Me, myself and I and the hell with the rest ..... Cash is king ;)
Posted by: don | Jan 26, 2022 6:18:45 PM
If one decides to contest a will they had better be prepared to give a lot of money to the lawyers.
The only way this is worthwhile is if there is a lot of money involved. For the regular joe, by the time it is done everything would have gone to the lawyers. You can always do what my parents are doing. All the money will be gone before they pass. All they kept was what they thought they would require to live out their days, the rest they have given away.
Posted by: Ellen | Jan 28, 2022 2:42:51 PM
What does voting Liberal have to do with it?

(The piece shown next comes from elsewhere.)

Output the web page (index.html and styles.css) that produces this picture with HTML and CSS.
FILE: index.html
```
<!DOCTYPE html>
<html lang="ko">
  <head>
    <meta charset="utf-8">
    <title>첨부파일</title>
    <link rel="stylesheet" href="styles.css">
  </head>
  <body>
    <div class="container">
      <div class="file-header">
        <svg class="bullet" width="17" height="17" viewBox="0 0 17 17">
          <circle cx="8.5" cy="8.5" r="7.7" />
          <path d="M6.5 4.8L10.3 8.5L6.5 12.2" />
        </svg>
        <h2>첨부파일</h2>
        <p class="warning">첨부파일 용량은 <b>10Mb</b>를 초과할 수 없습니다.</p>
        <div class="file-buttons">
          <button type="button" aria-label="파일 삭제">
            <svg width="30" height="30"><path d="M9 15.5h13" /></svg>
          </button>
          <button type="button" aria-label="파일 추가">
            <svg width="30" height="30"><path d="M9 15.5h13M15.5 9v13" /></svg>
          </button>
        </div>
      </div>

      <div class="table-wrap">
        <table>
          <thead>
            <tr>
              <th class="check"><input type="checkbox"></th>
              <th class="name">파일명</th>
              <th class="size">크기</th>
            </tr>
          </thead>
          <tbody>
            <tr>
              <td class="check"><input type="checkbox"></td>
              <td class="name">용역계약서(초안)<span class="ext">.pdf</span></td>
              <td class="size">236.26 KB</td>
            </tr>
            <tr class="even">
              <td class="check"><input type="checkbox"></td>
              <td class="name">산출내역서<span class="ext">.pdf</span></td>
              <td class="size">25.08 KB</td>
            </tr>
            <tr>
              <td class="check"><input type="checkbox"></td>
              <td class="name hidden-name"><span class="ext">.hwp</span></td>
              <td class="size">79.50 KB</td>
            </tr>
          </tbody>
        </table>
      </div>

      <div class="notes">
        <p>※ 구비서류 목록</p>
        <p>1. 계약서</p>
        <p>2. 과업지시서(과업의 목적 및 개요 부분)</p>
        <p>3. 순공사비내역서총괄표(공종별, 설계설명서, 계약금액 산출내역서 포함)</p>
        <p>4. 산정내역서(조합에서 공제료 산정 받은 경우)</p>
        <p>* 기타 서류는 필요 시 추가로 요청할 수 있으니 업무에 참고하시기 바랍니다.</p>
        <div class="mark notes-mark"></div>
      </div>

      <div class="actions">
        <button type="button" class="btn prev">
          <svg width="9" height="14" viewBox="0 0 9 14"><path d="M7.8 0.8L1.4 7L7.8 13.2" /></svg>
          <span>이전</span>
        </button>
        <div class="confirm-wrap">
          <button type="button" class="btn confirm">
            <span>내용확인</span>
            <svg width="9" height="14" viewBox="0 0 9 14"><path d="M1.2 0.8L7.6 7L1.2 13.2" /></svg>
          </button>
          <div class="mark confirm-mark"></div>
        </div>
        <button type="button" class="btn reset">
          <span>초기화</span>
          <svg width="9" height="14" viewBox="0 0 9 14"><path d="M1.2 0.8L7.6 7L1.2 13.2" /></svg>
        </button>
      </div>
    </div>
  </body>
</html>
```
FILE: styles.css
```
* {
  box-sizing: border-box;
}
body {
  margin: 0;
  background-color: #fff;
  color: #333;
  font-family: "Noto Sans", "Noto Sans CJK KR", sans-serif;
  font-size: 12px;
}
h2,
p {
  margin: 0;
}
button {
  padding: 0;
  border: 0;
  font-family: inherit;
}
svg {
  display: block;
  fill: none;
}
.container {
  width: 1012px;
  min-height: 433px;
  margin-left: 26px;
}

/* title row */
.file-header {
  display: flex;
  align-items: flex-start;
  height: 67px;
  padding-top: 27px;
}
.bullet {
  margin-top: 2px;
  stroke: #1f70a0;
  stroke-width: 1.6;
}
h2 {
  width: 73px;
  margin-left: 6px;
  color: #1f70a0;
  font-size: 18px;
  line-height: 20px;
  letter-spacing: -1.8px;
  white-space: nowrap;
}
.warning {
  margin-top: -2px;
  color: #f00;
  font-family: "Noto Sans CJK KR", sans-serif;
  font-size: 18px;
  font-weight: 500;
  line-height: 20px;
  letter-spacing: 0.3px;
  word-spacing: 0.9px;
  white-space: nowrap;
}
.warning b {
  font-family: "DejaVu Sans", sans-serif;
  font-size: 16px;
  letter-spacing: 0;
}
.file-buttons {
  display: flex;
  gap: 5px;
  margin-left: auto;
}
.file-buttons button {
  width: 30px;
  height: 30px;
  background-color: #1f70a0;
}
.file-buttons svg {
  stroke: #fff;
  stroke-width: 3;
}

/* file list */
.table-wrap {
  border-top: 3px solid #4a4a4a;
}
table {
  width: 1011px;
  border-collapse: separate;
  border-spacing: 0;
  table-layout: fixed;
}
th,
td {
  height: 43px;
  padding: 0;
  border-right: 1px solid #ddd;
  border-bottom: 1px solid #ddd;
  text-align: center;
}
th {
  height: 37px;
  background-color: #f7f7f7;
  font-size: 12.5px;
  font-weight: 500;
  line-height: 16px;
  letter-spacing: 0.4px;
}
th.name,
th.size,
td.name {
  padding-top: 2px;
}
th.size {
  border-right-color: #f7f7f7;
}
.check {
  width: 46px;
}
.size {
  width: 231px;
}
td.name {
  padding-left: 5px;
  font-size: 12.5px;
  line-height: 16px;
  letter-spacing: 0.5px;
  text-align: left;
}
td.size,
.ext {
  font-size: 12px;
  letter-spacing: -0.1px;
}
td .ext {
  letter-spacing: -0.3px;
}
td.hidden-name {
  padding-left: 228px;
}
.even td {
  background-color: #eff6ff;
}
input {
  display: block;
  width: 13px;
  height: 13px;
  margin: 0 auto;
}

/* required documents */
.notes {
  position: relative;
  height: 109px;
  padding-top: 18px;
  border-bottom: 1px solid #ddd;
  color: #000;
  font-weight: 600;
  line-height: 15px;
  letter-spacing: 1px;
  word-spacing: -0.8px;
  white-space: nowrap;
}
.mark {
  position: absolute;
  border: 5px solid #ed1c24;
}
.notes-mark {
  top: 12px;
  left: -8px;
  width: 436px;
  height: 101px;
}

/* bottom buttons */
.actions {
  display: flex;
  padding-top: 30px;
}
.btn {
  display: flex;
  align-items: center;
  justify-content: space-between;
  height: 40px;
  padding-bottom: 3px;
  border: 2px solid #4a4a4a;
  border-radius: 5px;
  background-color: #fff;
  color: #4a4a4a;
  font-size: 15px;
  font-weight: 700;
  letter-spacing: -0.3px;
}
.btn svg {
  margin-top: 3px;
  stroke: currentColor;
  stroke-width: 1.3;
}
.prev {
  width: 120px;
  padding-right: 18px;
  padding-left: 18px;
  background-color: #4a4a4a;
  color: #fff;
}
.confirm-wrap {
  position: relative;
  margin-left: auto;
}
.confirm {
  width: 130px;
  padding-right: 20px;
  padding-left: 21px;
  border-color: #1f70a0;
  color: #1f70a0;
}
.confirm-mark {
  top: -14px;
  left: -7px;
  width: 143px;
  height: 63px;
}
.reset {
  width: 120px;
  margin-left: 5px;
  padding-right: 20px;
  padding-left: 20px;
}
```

Posted by: karen jensen | Jun 16, 2021 12:55:27 PM
my father sat me downfor the will talk,twice both times i was terribly uncomfortable.he remarried and my stepmother went to great effort to keep us away,throw away personal family items ,and move to a distant location when he became incapacitated.he provided for her for life and after his passing we the dissinherited daughters got to pick uphis cremated remains in a cardboard box.i was shocked no suit just pjs and a sens blanket,that sounds like a pets sendoff .not for the man who gave this woman complete control.i am left heartbroken and questioning my relationship i had with my father.im not saying i deserve something i didnt earn however it is a painful experience
Posted by: disgusted | Jan 29, 2022 7:27:16 PM
sure its your money, sure you can distribute it how you like.....but what about the consequences? Do you really want to be hated when you die or do you want to be the cause of family members not speaking to one another for the rest of their lives? Why not take the "high road" and treat all family members equally? In many countries (such as France, Germany etc) they have "forced heirship" and you simply cannot throw a person out of your will "just because" Yes, I have a child that doesn't deserve anything in my eyes, but I want to be remembered as someone who tried my best to be fair in the end, I don't want to be remembered as someone who favored one child over the other. If a child has done you wrong then why not let GOD decide if that child should be punished for their deeds?